Task brief:
Print nothing but the lines from the start of the listing below through the line that contains "const firstRow = 138;". Do not include the pictures.

[start Data segment]

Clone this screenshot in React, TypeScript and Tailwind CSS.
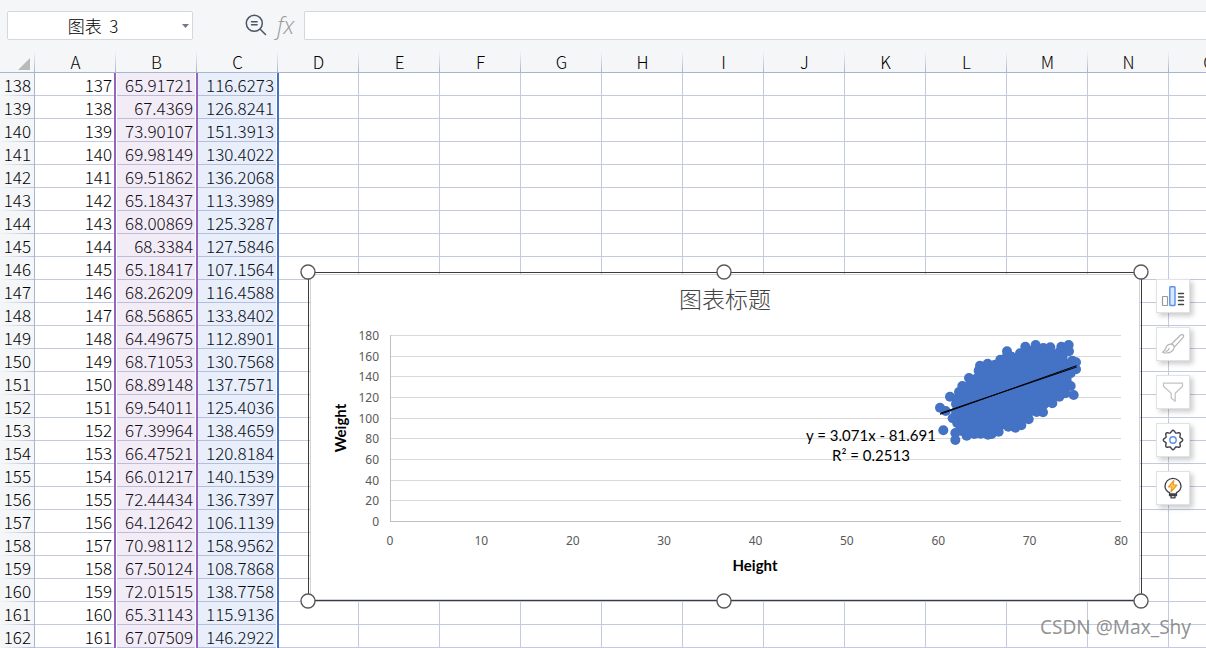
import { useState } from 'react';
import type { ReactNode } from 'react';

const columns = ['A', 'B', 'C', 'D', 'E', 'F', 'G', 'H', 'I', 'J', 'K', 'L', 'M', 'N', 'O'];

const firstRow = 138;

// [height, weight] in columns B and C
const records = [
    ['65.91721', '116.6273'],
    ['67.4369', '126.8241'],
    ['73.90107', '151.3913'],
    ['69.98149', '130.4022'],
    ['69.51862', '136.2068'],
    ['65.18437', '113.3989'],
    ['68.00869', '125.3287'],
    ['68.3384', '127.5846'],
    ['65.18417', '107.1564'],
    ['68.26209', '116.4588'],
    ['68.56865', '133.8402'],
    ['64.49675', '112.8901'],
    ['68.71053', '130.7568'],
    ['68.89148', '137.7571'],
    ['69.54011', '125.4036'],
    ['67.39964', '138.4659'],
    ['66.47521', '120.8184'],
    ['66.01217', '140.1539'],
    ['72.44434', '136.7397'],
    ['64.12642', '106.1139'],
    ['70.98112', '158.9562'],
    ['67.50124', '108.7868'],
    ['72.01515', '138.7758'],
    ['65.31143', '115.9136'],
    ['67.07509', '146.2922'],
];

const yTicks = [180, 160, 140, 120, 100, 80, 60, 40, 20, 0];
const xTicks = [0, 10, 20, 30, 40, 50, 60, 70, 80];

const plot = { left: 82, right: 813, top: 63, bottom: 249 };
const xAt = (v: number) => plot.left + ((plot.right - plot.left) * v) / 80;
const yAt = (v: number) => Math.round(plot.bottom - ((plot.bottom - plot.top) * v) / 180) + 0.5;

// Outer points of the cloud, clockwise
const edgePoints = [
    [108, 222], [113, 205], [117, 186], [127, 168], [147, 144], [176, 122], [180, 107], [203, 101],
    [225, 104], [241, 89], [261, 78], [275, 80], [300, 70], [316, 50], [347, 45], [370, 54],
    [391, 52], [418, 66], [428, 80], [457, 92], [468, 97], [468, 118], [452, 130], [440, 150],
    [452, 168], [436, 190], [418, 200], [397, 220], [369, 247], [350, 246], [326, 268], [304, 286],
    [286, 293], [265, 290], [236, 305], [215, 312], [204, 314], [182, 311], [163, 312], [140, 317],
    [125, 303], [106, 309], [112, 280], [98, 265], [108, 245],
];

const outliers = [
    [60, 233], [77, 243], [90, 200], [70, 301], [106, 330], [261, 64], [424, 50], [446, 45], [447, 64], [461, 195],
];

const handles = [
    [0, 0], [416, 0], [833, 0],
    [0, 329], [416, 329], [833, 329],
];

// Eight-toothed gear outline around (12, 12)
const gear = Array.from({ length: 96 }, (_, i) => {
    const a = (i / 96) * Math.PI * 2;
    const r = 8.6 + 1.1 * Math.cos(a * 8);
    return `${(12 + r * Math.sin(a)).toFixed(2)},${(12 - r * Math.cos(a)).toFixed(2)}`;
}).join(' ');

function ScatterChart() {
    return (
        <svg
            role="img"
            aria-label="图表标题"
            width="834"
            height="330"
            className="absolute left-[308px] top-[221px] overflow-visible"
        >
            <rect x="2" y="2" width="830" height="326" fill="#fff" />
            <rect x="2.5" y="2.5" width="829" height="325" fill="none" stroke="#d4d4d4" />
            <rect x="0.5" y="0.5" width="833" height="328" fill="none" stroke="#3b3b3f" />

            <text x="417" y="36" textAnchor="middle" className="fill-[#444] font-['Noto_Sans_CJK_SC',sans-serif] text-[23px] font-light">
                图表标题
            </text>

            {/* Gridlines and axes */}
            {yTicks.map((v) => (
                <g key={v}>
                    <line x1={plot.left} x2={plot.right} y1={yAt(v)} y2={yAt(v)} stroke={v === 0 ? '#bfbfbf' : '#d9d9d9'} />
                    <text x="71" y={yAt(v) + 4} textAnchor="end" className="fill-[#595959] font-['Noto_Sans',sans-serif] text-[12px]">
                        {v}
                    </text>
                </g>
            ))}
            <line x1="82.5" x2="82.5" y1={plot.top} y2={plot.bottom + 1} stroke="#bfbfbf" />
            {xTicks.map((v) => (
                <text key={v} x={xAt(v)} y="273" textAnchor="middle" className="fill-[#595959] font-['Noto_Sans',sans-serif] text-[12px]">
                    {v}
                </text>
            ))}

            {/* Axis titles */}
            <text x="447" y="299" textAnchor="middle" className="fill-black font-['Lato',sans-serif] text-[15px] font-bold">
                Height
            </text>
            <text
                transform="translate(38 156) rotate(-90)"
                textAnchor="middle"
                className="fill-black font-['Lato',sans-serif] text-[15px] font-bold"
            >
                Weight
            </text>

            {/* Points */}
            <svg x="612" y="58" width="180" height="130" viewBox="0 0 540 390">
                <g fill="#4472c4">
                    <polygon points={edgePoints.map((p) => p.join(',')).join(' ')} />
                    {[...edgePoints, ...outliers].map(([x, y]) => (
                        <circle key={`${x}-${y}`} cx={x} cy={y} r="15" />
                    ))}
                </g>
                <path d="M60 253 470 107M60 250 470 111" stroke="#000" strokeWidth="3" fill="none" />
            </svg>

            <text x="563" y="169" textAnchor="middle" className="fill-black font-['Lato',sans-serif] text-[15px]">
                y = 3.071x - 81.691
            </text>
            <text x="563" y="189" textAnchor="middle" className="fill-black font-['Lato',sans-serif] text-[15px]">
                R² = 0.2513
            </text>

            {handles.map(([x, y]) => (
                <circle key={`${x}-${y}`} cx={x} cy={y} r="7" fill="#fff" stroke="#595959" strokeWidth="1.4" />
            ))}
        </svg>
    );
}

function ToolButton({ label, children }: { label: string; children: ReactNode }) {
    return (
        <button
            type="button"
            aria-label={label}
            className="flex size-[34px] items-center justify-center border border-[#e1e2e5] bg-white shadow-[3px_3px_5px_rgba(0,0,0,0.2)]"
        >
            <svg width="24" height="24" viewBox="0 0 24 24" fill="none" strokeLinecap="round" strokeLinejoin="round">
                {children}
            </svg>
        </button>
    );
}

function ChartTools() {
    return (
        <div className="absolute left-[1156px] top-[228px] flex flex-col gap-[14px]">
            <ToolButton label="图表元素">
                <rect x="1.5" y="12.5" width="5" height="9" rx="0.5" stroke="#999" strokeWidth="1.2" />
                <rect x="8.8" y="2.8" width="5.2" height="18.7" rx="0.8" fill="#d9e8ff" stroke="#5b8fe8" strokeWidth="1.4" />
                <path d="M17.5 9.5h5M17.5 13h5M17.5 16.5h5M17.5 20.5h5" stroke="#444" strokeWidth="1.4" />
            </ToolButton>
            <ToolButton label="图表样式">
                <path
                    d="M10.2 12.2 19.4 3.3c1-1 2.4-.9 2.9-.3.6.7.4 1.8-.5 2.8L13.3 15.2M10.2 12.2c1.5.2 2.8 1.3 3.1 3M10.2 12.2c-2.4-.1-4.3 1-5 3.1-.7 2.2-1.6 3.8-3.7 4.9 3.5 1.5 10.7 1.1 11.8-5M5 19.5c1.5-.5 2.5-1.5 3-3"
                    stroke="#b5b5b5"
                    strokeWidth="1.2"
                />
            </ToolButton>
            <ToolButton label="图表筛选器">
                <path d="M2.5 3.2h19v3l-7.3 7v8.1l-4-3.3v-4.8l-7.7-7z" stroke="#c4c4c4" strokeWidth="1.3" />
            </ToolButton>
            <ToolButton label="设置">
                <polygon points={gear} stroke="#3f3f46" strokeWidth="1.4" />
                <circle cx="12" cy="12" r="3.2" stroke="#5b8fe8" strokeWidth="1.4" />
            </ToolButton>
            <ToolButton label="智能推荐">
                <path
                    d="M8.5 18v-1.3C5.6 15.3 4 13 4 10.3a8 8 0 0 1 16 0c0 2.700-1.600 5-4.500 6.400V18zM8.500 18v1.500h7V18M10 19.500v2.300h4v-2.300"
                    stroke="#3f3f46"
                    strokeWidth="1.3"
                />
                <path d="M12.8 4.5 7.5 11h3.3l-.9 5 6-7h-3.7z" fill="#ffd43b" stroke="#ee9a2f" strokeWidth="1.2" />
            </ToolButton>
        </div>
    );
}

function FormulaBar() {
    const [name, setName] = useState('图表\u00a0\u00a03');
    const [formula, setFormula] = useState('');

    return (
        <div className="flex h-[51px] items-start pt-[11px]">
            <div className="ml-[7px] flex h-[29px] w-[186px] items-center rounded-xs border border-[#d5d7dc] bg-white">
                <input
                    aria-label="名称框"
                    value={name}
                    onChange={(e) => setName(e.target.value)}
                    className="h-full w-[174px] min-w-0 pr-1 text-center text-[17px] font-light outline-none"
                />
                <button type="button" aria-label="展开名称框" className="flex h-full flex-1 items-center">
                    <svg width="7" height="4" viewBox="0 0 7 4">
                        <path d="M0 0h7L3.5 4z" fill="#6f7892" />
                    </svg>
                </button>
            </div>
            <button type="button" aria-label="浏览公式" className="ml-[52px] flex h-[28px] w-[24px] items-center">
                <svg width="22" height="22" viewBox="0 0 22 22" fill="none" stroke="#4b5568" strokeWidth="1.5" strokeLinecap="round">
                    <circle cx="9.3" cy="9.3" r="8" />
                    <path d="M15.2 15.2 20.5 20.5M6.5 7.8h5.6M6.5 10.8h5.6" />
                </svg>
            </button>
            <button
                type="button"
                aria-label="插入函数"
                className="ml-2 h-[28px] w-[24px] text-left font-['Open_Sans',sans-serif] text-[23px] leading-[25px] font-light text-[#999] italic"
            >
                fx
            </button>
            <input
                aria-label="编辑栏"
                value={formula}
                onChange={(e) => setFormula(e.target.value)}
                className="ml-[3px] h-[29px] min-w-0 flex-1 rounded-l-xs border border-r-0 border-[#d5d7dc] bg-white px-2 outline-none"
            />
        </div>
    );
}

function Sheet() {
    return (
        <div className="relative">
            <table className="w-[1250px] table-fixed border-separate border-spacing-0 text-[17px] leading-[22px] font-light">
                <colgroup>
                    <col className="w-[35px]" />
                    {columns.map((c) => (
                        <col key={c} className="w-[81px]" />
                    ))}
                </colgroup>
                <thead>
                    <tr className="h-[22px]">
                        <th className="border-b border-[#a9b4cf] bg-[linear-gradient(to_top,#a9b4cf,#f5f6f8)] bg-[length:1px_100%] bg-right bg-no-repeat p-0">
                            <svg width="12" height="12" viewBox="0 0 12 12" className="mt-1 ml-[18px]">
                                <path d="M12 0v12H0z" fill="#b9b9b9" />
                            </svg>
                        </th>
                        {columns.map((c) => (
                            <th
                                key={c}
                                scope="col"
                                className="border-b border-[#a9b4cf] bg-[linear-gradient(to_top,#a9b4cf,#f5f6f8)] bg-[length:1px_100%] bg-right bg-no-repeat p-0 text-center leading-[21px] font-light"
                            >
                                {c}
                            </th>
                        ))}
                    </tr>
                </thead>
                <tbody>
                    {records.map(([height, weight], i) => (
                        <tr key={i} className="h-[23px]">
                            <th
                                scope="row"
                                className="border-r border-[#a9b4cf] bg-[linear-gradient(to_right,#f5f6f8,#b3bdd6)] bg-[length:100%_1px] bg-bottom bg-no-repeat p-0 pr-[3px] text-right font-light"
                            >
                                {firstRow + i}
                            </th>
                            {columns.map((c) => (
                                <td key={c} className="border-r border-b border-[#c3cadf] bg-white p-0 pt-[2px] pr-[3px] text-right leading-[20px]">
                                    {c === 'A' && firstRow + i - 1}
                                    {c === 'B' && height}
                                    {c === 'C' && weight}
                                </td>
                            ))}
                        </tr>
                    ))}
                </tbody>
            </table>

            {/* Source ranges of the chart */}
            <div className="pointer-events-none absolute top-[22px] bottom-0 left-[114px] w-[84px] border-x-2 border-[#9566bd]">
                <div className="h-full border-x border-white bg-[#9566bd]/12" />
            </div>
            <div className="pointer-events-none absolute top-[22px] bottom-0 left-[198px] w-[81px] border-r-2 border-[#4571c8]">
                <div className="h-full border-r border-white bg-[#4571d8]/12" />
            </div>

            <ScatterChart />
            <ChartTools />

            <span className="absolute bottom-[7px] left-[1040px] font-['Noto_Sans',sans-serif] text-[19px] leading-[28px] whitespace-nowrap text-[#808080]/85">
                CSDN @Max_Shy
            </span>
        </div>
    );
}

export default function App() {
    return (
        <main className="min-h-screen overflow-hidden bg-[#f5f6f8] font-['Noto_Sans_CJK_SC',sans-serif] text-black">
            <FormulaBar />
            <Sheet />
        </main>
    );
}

[end Data segment]

In response:
Clone this screenshot in React, TypeScript and Tailwind CSS.
import { useState } from 'react';
import type { ReactNode } from 'react';

const columns = ['A', 'B', 'C', 'D', 'E', 'F', 'G', 'H', 'I', 'J', 'K', 'L', 'M', 'N', 'O'];

const firstRow = 138;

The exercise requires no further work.